◆ **Supplied information**
------

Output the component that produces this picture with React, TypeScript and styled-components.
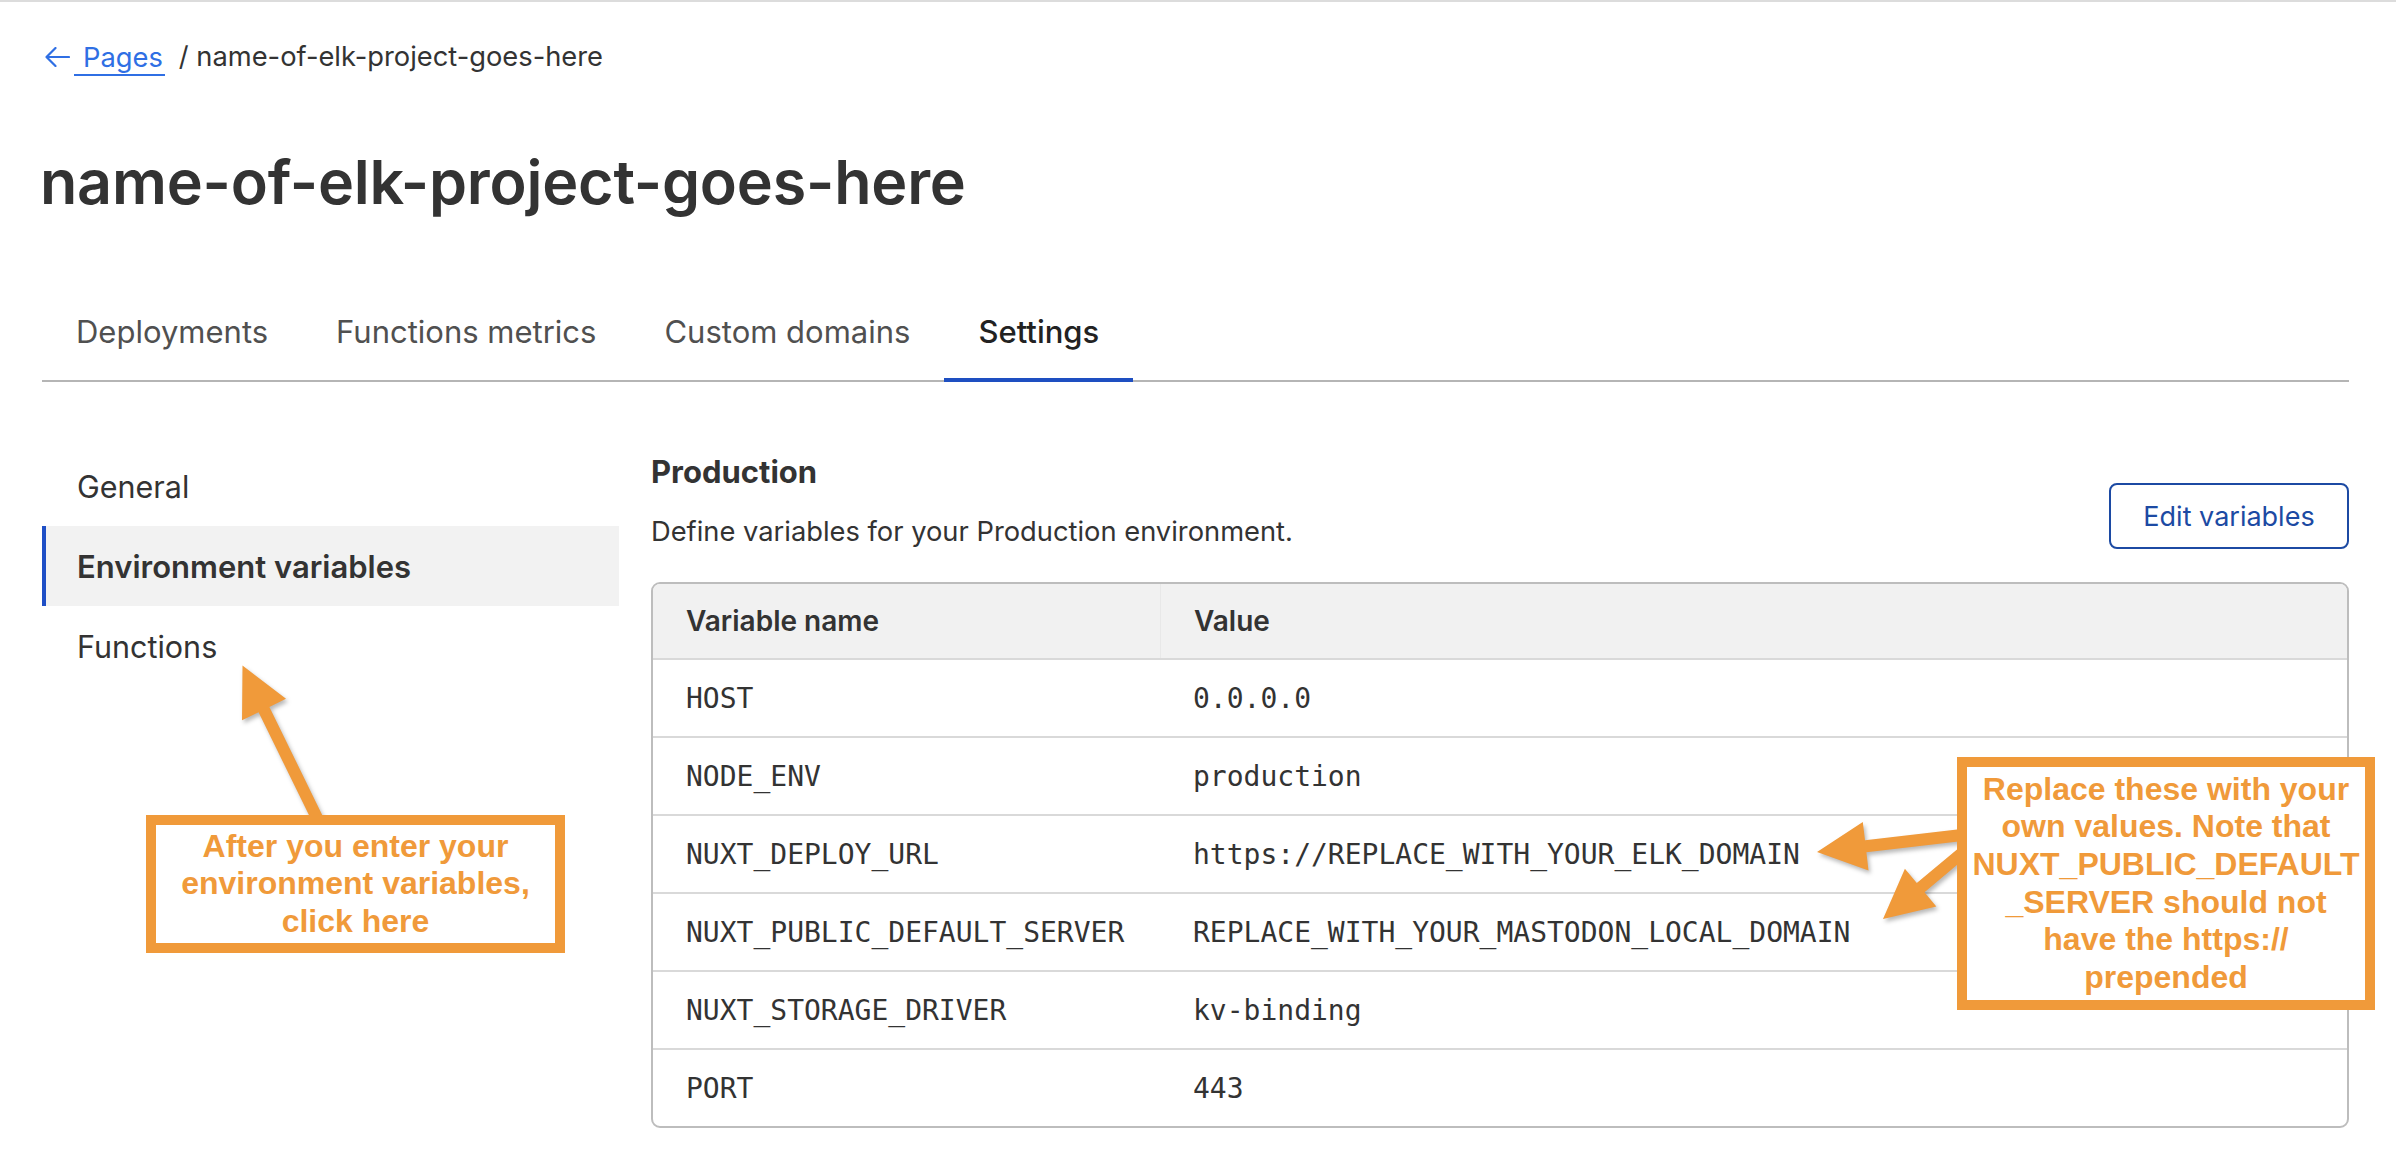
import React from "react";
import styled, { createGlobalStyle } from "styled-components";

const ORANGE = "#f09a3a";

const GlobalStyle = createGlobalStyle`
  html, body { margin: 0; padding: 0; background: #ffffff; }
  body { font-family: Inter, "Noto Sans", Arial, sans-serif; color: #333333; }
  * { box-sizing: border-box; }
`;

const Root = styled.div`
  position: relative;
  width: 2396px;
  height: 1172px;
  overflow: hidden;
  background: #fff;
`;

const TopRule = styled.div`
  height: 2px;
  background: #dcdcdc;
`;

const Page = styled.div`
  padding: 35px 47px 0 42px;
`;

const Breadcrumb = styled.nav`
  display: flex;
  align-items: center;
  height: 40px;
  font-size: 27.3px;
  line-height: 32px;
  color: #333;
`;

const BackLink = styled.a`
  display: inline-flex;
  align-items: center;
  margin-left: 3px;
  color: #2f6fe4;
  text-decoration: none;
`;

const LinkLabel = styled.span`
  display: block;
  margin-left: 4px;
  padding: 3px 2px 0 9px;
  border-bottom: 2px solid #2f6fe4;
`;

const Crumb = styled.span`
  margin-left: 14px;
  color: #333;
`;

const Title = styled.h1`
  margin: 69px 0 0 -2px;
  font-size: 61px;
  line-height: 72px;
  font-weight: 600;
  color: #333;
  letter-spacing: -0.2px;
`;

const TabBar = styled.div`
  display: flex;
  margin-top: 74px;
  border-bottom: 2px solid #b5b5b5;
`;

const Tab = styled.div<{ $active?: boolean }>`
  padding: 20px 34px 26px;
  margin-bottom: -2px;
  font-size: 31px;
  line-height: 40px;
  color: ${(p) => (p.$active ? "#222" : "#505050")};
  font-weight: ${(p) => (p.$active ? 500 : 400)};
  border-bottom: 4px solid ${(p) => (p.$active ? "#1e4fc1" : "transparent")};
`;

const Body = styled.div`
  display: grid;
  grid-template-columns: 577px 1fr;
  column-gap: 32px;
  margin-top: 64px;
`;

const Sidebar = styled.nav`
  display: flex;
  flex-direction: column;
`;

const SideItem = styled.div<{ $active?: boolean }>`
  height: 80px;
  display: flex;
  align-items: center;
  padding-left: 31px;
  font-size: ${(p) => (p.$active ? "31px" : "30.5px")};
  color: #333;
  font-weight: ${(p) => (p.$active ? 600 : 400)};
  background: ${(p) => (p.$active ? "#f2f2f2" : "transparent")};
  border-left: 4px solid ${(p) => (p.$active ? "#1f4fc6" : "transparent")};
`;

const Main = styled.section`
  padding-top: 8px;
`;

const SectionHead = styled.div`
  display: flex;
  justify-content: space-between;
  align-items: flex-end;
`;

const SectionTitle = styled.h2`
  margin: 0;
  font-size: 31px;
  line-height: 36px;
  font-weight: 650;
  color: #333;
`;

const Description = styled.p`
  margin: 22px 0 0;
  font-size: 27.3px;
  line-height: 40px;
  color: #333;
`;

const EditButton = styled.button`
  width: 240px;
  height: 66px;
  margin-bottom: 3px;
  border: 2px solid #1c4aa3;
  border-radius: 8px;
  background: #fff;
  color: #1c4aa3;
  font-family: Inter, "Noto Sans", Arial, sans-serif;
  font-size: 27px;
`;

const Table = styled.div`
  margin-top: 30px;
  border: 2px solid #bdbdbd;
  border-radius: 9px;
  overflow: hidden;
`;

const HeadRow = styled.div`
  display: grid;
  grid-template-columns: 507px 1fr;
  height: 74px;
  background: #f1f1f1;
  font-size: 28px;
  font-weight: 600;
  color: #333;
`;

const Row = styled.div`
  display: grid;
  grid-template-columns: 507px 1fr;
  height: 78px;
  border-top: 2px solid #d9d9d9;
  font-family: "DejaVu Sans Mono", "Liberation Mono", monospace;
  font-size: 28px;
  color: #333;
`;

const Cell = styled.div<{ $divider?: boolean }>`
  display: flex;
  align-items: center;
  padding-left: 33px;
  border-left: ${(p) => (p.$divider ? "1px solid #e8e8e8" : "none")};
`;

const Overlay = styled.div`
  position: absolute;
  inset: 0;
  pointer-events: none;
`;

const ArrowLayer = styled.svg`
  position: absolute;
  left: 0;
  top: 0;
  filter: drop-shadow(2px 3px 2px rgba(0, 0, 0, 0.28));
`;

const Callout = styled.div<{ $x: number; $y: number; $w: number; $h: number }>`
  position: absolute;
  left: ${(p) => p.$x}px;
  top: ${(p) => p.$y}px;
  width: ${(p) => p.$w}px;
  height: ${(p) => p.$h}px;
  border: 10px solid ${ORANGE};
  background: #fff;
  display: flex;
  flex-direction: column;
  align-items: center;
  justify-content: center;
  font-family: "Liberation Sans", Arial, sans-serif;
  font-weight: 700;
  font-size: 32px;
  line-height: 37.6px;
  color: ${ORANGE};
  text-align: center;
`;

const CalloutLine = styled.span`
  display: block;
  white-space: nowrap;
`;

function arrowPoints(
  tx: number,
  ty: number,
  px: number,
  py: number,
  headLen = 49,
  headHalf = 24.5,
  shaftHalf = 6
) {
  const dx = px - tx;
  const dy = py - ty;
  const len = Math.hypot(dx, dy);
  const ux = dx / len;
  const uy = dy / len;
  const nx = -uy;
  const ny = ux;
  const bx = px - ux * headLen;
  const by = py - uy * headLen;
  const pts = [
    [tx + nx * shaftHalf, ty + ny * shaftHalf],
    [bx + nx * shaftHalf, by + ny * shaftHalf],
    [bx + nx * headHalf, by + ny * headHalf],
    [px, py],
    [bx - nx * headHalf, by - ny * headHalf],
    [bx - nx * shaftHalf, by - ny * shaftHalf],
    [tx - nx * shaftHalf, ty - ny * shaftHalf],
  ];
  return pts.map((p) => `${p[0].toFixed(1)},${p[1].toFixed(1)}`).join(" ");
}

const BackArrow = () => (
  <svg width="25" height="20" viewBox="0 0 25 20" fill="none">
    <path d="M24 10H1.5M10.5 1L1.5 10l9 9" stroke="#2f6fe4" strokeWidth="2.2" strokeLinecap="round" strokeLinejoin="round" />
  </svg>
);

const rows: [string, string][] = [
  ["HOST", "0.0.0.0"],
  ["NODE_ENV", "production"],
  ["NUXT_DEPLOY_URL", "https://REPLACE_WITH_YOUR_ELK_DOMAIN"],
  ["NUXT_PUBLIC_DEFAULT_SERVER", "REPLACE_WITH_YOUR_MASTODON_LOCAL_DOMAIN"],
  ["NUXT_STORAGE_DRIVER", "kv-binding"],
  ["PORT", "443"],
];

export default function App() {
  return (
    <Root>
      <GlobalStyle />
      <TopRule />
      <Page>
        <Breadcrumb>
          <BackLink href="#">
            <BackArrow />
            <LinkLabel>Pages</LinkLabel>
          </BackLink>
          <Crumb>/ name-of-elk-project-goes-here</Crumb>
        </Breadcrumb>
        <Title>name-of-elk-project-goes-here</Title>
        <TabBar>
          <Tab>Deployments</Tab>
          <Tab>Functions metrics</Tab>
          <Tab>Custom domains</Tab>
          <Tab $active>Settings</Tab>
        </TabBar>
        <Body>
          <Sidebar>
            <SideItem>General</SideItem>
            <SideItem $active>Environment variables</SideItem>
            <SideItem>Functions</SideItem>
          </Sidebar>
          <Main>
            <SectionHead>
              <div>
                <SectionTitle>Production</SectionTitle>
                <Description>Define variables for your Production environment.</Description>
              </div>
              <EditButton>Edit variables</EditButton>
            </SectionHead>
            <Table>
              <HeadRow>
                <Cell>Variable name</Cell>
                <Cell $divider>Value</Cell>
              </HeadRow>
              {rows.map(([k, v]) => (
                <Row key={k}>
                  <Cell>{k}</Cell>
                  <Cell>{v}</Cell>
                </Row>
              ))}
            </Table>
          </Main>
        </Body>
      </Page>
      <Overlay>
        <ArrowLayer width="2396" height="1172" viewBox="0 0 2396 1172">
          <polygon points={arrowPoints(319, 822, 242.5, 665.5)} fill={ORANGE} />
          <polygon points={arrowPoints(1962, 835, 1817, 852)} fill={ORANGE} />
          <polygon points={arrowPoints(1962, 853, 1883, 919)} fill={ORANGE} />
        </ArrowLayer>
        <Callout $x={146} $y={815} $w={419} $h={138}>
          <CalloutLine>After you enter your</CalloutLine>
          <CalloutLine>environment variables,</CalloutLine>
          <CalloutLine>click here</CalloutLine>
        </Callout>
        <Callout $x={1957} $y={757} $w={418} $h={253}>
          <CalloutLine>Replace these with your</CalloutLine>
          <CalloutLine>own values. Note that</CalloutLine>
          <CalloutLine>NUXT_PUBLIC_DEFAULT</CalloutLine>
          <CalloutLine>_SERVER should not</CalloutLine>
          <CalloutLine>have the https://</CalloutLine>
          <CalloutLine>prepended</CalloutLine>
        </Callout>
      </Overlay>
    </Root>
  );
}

------

◆ **The request**
Give only the number of lines in the material above that hold the word "components".

◆ **Answer to this exercise**
2